Тогда Шешковский поднял голову и убрал руки со стола.
— Сказывай все, — прохрипел Шешковский и так взглянул на арестанта, что можно было и обмереть.
Арестант спокойно выдержал этот взгляд и промолчал. Тогда Шешковский что есть силы ударил кулаками по столу.
— Ты што, глухой? Как твое подлинное имя, где пребывал?
— Имя мое Нао Толонда, — отвечал арестант. — Мой отец Низал-эл-Мулук был... — Тут он осекся, увидев, как побагровело лицо Шешковского и налились кровью глаза его.
— Нао Толонда, говоришь, — сквозь зубы прохрипел Шешковский. — Тут, братец мой, Россия, не забывай это. Французам сказки рассказывал, а здесь, ежели еще такое скажешь, никакого милосердия не будет.
И тут, судя по следственному делу, арестант сдался.
«Тревогин, зарыдав, стал на колени, говоря, что он все, что ни показывал в Париже, лгал, иное слыша от одного моряка-француза по имени Ротонд Инфортюне на корабле, иное в книгах прочитав, а иное и сам выдумал, в чем во всем признает себя виновным. А для объяснения, почему причины были в Париже ложь сплести, о том он напишет своею рукою».
Он плачет, когда пишет свою подлинную историю. Хранящиеся в «Деле № 2631» 29 листов, исписанных рукою Ивана Тревогина, хранят и следы слез, обведенные чернилами. Ваня Тревогин — чего с него взять, мальчишка! еще и двадцати двух лет нет, обводит растекшиеся слезы и приписывает — «се слезы мои». Следы слез, которым более 200 лет.

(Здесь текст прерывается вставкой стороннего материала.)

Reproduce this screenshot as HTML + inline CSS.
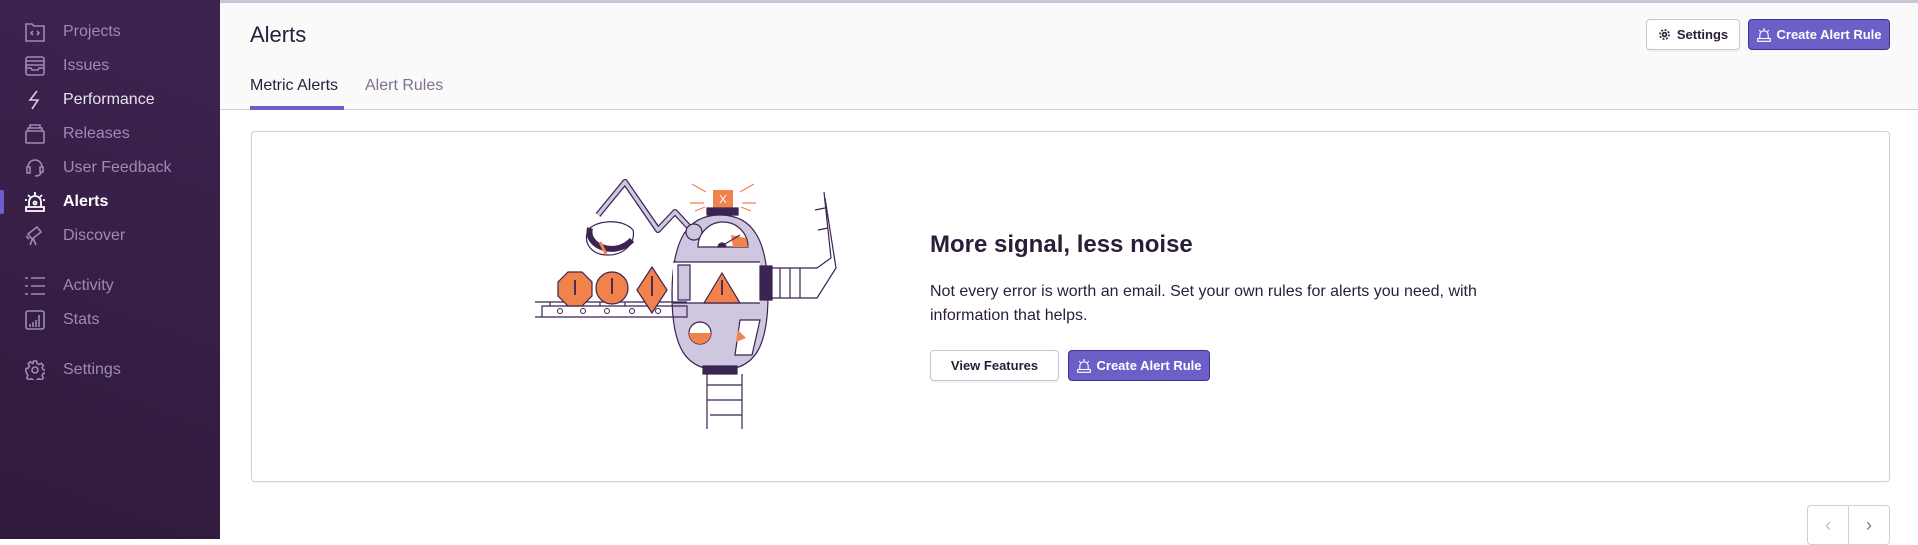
<!DOCTYPE html>
<html><head><meta charset="utf-8"><style>
*{box-sizing:border-box;margin:0;padding:0}
body{width:1918px;height:539px;overflow:hidden;font-family:"Liberation Sans",sans-serif;background:#fff;position:relative}
.sb{position:absolute;left:0;top:0;width:220px;height:539px;background:linear-gradient(200deg,#3e2350 0%,#2f1a3b 100%)}
.it{position:absolute;left:0;height:34px;width:220px;color:#9e8ab4;font-size:16px;line-height:34px}
.it span{position:absolute;left:63px}
.it svg{position:absolute;left:25px;top:7px}
.it.w{color:#e8e2f0}
.it.a{color:#fff}
.bar{position:absolute;left:0;top:190px;width:4px;height:24px;background:#6c5fc7;border-radius:0 2px 2px 0}
.hd{position:absolute;left:220px;top:0;right:0;height:110px;background:#fafafb;border-top:3px solid #cdc3d5;border-bottom:1px solid #d4cbdc}
.title{position:absolute;left:250px;top:22px;font-size:22px;color:#2b1d38}
.tab{position:absolute;top:77px;font-size:16px}
.btn{position:absolute;height:31px;border-radius:4px;font-size:13px;font-weight:bold;display:flex;align-items:center;justify-content:center;gap:6px}
.wb{background:#fff;border:1px solid #cbc3d3;color:#2b1d38;box-shadow:0 2px 0 rgba(0,0,0,.04)}
.pb{background:#6c5fc7;border:1px solid #3d3291;color:#fff}
.panel{position:absolute;left:251px;top:131px;width:1639px;height:351px;border:1px solid #d4cbdc;border-radius:4px;background:#fff;box-shadow:0 1px 2px rgba(0,0,0,.05)}
</style></head><body>
<div class="sb">
<div class="it" style="top:15px"><svg width="20" height="20" viewBox="0 0 20 20" fill="none" stroke="#9e8ab4" stroke-width="1.6"><path d="M1 2h6l2 2h10v15H1z"/><path d="M8 9l-2 2 2 2M12 9l2 2-2 2"/></svg><span>Projects</span></div>
<div class="it" style="top:49px"><svg width="20" height="20" viewBox="0 0 20 20" fill="none" stroke="#9e8ab4" stroke-width="1.6"><rect x="1" y="1" width="18" height="18" rx="2"/><path d="M1 5h18M1 9h18M1 9v3h5l1 2h6l1-2h5"/></svg><span>Issues</span></div>
<div class="it w" style="top:83px"><svg width="20" height="20" viewBox="0 0 20 20" fill="none" stroke="#d6cce0" stroke-width="1.6"><path d="M12 1L5 10h8l-6 9"/></svg><span>Performance</span></div>
<div class="it" style="top:117px"><svg width="20" height="20" viewBox="0 0 20 20" fill="none" stroke="#9e8ab4" stroke-width="1.6"><rect x="1" y="7" width="18" height="12" rx="1"/><path d="M3 7V4h14v3M5 4V1h10v3"/></svg><span>Releases</span></div>
<div class="it" style="top:151px"><svg width="20" height="20" viewBox="0 0 20 20" fill="none" stroke="#9e8ab4" stroke-width="1.6"><path d="M3 9a7 7 0 0 1 14 0M2 9h3v6H2zM15 9h3v5h-3zM16 14c0 3-3 4-6 4"/></svg><span>User Feedback</span></div>
<div class="bar"></div>
<div class="it a" style="top:185px"><svg width="20" height="20" viewBox="0 0 20 20" fill="none" stroke="#fff" stroke-width="1.8"><path d="M4 15v-5a6 6 0 0 1 12 0v5M1 15h18v4H1zM10 0v3M3 3l2 2M17 3l-2 2M0 8h2M18 8h2"/><circle cx="10" cy="11" r="1.5"/></svg><span style="font-weight:bold">Alerts</span></div>
<div class="it" style="top:219px"><svg width="20" height="20" viewBox="0 0 20 20" fill="none" stroke="#9e8ab4" stroke-width="1.6"><path d="M3 8l9-7 4 5-9 7zM1 10l3 3M8 12l-3 7M8 12l3 7"/></svg><span>Discover</span></div>
<div class="it" style="top:269px"><svg width="20" height="20" viewBox="0 0 20 20" fill="none" stroke="#9e8ab4" stroke-width="1.6"><path d="M0 2h3M6 2h14M0 10h3M6 10h14M0 18h3M6 18h14"/></svg><span>Activity</span></div>
<div class="it" style="top:303px"><svg width="20" height="20" viewBox="0 0 20 20" fill="none" stroke="#9e8ab4" stroke-width="1.6"><rect x="1" y="1" width="18" height="18" rx="2"/><path d="M5 17v-3M8 17v-5M11 17v-7M14 17V5"/></svg><span>Stats</span></div>
<div class="it" style="top:353px"><svg width="20" height="20" viewBox="0 0 20 20" fill="none" stroke="#9e8ab4" stroke-width="1.6"><circle cx="10" cy="10" r="3"/><path d="M8.5 1h3l.5 2.5 2 1 2.3-1.2 2 2-1.2 2.3 1 2 2.4.5v3l-2.4.5-1 2 1.2 2.3-2 2-2.3-1.2-2 1-.5 2.4h-3l-.5-2.4-2-1-2.300 1.2-2-2 1.2-2.3-1-2L1 11.5v-3l2.4-.5 1-2-1.2-2.3 2-2L7.5 3.5l.5-.1z"/></svg><span>Settings</span></div>
</div>

<div class="hd"></div>
<div class="title">Alerts</div>
<div class="tab" style="left:250px;color:#2b1d38">Metric Alerts</div>
<div style="position:absolute;left:250px;top:106px;width:94px;height:4px;background:#6c5fc7"></div>
<div class="tab" style="left:365px;color:#80708f">Alert Rules</div>
<div class="btn wb" style="left:1646px;top:19px;width:94px"><svg width="13" height="13" viewBox="0 0 20 20" fill="none" stroke="#2b1d38" stroke-width="2.5"><circle cx="10" cy="10" r="3"/><circle cx="10" cy="10" r="7" stroke-dasharray="3 2.5"/></svg>Settings</div>
<div class="btn pb" style="left:1748px;top:19px;width:142px"><svg width="14" height="14" viewBox="0 0 20 20" fill="none" stroke="#fff" stroke-width="1.6"><path d="M4 15v-5a6 6 0 0 1 12 0v5M1 15h18v4H1zM10 0v3M3 3l2 2M17 3l-2 2"/></svg>Create Alert Rule</div>

<div class="panel"></div>
<svg style="position:absolute;left:520px;top:170px" width="340" height="270" viewBox="0 0 340 270" fill="none" stroke="#3b2451" stroke-width="1.2">
<!-- arm -->
<path d="M78 45L105 12l33 48 17-18 14 15" stroke="#3b2451" stroke-width="6" stroke-linejoin="round"/>
<path d="M78 45L105 12l33 48 17-18 14 15" stroke="#cfc6e0" stroke-width="3.5" stroke-linejoin="round"/>
<!-- camera -->
<path d="M68 60c8-10 35-12 45 0 3 12-8 25-25 25s-25-12-20-25z" fill="#fff"/>
<path d="M70 58c-5 18 25 30 42 12" stroke-width="6"/>
<path d="M80 72l6 12" stroke="#f2824b" stroke-width="3"/>
<!-- siren -->
<path d="M193 20h20v18h-20z" fill="#f2824b" stroke="none"/>
<path d="M200 25l6 8M206 25l-6 8" stroke="#fff" stroke-width="1"/>
<path d="M187 38h31v7h-31z" fill="#3b2451"/>
<path d="M172 14l14 8M234 14l-14 8M170 33h14M236 33h-14M175 41l10-4M231 41l-10-4" stroke="#f2824b"/>
<!-- body -->
<path d="M152 125c0-55 15-80 48-80s48 25 48 80-15 75-48 75-48-20-48-75z" fill="#cfc6e0"/>
<circle cx="174" cy="62" r="8" fill="#cfc6e0"/>
<path d="M178 77a25 25 0 0 1 50 0z" fill="#fff"/>
<path d="M213 77l-2-12 15 3 2 9z" fill="#f2824b" stroke="none"/>
<path d="M200 77l20-12" />
<path d="M198 77a4 4 0 0 1 8 0z" fill="#3b2451"/>
<path d="M153 92h87v41h-87z" fill="#fff" stroke="none"/>
<path d="M153 92h87M153 133h87"/>
<path d="M158 95h12v35h-12z" fill="#cfc6e0"/>
<path d="M202 103l-18 30h36z" fill="#f2824b"/><path d="M202 110v15" stroke-width="1.8"/>
<path d="M240 96h12v34h-12z" fill="#3b2451"/>
<path d="M252 98h45l14-10-7-66M252 128h45l19-30-11-70"/>
<path d="M260 98v30M270 98v30M280 98v30M298 60l10-2M295 40l10-2"/>
<!-- bottom -->
<path d="M183 196h34v8h-34z" fill="#3b2451"/>
<path d="M187 204v55M222 204v55M187 215h35M187 230h35M190 245h32"/>
<circle cx="180" cy="163" r="11" fill="#fff"/><path d="M169 163h22a11 11 0 0 1-22 0z" fill="#f2824b" stroke="none"/>
<path d="M220 150h20l-8 35h-17z" fill="#fff"/>
<path d="M218 160l8 8-10 4z" fill="#f2824b" stroke="none"/>
<!-- belt -->
<path d="M15 132h152M22 136h145v11H22zM15 147h152"/>
<path d="M30 132v4M55 132v4M80 132v4M105 132v4M130 132v4"/>
<g stroke-width="1"><circle cx="40" cy="141" r="2.5"/><circle cx="63" cy="141" r="2.5"/><circle cx="87" cy="141" r="2.5"/><circle cx="112" cy="141" r="2.5"/><circle cx="138" cy="141" r="2.5"/></g>
<!-- signs -->
<path d="M48 102h14l10 10v14l-10 10H48l-10-10v-14z" fill="#f2824b"/>
<circle cx="92" cy="118" r="16" fill="#f2824b"/>
<path d="M132 97l15 23-15 23-15-23z" fill="#f2824b"/>
<path d="M55 110v15M92 108v16M132 106v20" stroke-width="1.8"/>
</svg>
<div style="position:absolute;left:930px;top:231px;font-size:24px;font-weight:bold;color:#2b1d38">More signal, less noise</div>
<div style="position:absolute;left:930px;top:280px;font-size:16px;line-height:24px;color:#2b1d38;width:620px">Not every error is worth an email. Set your own rules for alerts you need, with information that helps.</div>
<div class="btn wb" style="left:930px;top:350px;width:129px">View Features</div>
<div class="btn pb" style="left:1068px;top:350px;width:142px"><svg width="14" height="14" viewBox="0 0 20 20" fill="none" stroke="#fff" stroke-width="1.6"><path d="M4 15v-5a6 6 0 0 1 12 0v5M1 15h18v4H1zM10 0v3M3 3l2 2M17 3l-2 2"/></svg>Create Alert Rule</div>
<div style="position:absolute;left:1807px;top:505px;width:83px;height:40px;border:1px solid #d4cbdc;border-radius:4px;display:flex">
<div style="flex:1;border-right:1px solid #d4cbdc;display:flex;align-items:center;justify-content:center;color:#c1b8c9;font-size:18px">‹</div>
<div style="flex:1;display:flex;align-items:center;justify-content:center;color:#80708f;font-size:18px">›</div></div>
</body></html>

Нет больше «твердого, гибкого и холодного, как сталь, взгляда», чему поразился когда-то профессор де Верженн.
Мы вспомнили о нем потому, что в любимой профессором «Буре» Шекспира Калибан, с которым де Верженн сравнивает самозванного Голкондского принца, тоже плачет. «Я плачу от того, что я проснулся».